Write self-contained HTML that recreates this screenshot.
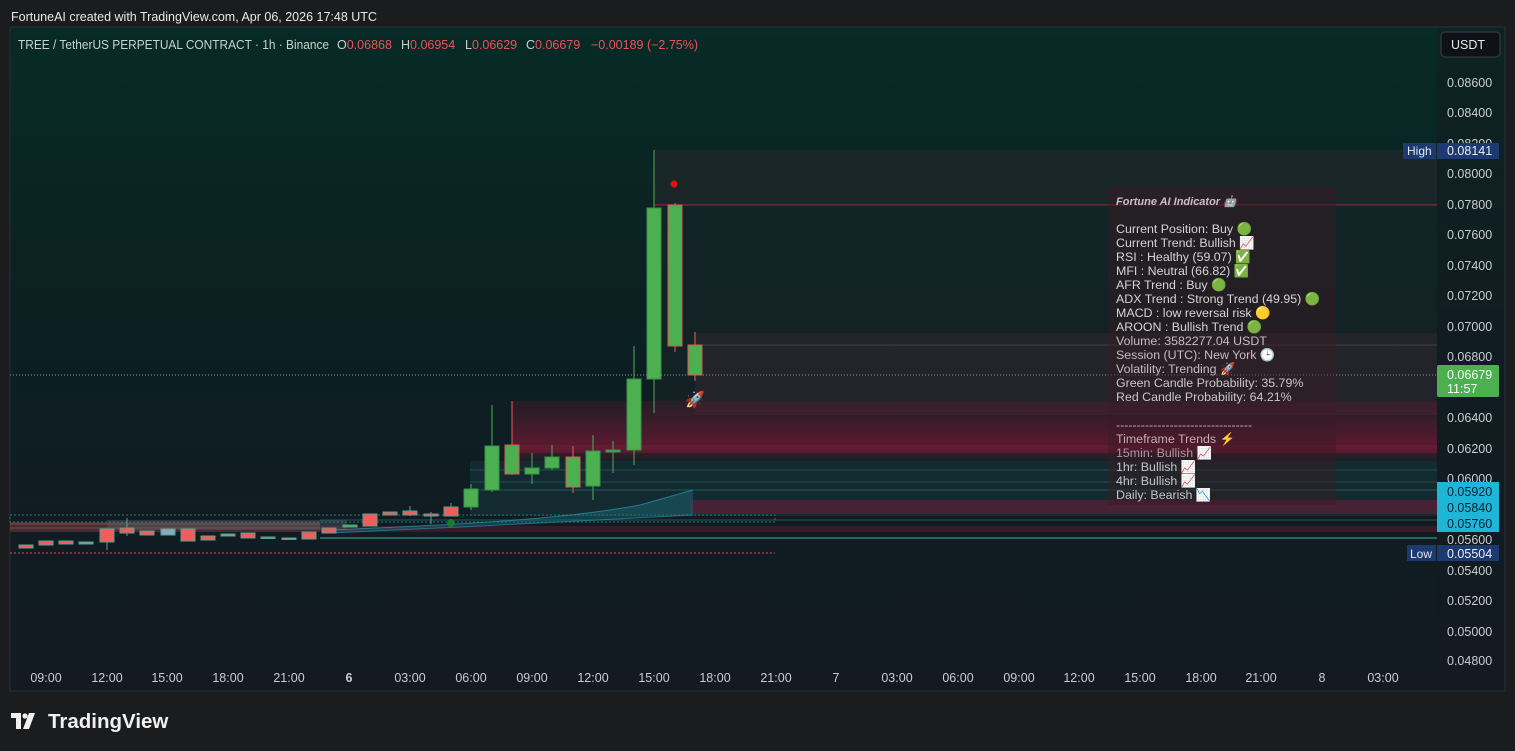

--------------------

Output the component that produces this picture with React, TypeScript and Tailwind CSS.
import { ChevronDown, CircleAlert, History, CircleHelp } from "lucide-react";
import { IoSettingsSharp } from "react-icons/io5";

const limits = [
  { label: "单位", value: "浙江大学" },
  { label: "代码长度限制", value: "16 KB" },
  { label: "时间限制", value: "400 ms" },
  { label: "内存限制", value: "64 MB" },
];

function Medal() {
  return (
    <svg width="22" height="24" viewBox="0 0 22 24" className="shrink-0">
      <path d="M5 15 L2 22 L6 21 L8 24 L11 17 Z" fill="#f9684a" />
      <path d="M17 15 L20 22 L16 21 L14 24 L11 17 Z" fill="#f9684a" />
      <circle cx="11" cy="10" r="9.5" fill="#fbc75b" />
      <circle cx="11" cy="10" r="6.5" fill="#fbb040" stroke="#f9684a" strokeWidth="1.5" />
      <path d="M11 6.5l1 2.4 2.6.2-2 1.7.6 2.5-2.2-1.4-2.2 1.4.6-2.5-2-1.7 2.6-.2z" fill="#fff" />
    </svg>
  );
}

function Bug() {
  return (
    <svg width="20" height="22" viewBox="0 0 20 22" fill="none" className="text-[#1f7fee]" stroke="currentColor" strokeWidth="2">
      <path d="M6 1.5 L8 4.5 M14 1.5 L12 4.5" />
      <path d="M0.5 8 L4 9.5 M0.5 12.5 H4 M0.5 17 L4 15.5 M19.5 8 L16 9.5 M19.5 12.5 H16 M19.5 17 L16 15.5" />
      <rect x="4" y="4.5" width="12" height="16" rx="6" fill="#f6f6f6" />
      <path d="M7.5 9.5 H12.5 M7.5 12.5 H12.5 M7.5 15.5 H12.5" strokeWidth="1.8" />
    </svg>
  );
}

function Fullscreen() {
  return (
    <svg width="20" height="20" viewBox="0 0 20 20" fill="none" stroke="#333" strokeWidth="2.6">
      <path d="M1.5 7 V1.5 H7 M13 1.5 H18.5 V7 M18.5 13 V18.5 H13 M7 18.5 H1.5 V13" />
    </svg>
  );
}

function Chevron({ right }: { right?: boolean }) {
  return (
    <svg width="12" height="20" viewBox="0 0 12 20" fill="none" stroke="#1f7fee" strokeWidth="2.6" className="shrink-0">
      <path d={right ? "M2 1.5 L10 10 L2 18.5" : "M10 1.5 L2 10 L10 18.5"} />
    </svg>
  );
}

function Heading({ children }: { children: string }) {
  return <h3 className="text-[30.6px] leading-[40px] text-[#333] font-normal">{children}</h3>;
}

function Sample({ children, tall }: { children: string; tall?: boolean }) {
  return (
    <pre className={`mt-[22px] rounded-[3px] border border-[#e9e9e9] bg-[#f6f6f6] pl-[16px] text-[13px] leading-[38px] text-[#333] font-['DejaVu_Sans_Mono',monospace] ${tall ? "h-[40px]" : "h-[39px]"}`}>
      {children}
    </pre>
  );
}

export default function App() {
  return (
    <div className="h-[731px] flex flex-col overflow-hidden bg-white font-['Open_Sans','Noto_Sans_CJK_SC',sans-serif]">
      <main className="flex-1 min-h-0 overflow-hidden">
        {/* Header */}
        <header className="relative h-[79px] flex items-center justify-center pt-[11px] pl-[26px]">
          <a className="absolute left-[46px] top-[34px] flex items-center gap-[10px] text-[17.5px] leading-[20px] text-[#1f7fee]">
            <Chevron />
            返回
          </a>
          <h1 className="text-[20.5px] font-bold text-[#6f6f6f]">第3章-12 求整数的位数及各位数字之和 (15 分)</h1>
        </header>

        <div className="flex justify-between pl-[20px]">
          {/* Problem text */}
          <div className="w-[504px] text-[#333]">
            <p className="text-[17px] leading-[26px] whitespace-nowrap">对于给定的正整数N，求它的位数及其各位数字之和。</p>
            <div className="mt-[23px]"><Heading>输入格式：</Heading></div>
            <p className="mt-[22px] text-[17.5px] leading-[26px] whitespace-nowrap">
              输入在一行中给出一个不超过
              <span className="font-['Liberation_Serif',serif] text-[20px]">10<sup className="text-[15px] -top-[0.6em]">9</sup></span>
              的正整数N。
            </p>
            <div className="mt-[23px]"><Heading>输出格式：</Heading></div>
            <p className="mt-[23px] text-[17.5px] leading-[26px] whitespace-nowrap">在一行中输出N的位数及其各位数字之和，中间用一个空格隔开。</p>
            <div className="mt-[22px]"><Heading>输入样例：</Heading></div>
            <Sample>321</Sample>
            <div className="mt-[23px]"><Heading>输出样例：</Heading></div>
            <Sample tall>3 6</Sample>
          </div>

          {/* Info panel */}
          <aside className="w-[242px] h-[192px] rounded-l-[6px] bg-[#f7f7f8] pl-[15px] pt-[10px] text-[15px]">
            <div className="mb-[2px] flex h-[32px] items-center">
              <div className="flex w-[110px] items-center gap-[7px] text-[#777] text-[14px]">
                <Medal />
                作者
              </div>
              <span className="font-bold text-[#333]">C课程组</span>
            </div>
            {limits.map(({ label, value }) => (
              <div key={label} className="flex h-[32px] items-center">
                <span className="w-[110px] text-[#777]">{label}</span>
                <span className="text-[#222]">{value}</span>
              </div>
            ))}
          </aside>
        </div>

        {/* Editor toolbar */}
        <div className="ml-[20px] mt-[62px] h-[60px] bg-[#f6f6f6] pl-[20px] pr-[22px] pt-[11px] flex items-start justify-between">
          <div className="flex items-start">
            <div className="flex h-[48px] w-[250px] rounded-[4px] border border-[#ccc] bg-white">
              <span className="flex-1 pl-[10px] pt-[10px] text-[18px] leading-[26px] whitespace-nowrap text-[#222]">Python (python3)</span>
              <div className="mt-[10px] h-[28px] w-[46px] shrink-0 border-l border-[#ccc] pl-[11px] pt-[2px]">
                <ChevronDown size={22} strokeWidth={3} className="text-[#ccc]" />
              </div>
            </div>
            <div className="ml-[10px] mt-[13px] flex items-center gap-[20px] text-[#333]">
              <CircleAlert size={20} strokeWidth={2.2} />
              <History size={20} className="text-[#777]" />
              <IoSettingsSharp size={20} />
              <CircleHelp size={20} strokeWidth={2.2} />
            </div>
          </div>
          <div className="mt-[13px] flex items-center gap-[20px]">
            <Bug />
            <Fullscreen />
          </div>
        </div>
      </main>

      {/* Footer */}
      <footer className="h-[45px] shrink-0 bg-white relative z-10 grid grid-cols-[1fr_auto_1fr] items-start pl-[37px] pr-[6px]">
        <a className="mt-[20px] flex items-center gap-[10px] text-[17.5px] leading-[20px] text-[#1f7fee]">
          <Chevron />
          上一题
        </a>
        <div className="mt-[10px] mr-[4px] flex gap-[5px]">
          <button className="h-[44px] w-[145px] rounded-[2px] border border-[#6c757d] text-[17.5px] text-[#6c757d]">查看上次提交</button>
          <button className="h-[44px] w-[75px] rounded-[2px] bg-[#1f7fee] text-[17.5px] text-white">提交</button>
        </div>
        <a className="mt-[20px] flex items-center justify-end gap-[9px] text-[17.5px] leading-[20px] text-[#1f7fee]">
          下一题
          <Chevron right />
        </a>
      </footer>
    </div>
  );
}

--------------------

→ Problem to solve: Pull out all lines of the data with the string "that".

→ Exercise result:
Write self-contained HTML that recreates this screenshot.
Output the component that produces this picture with React, TypeScript and Tailwind CSS.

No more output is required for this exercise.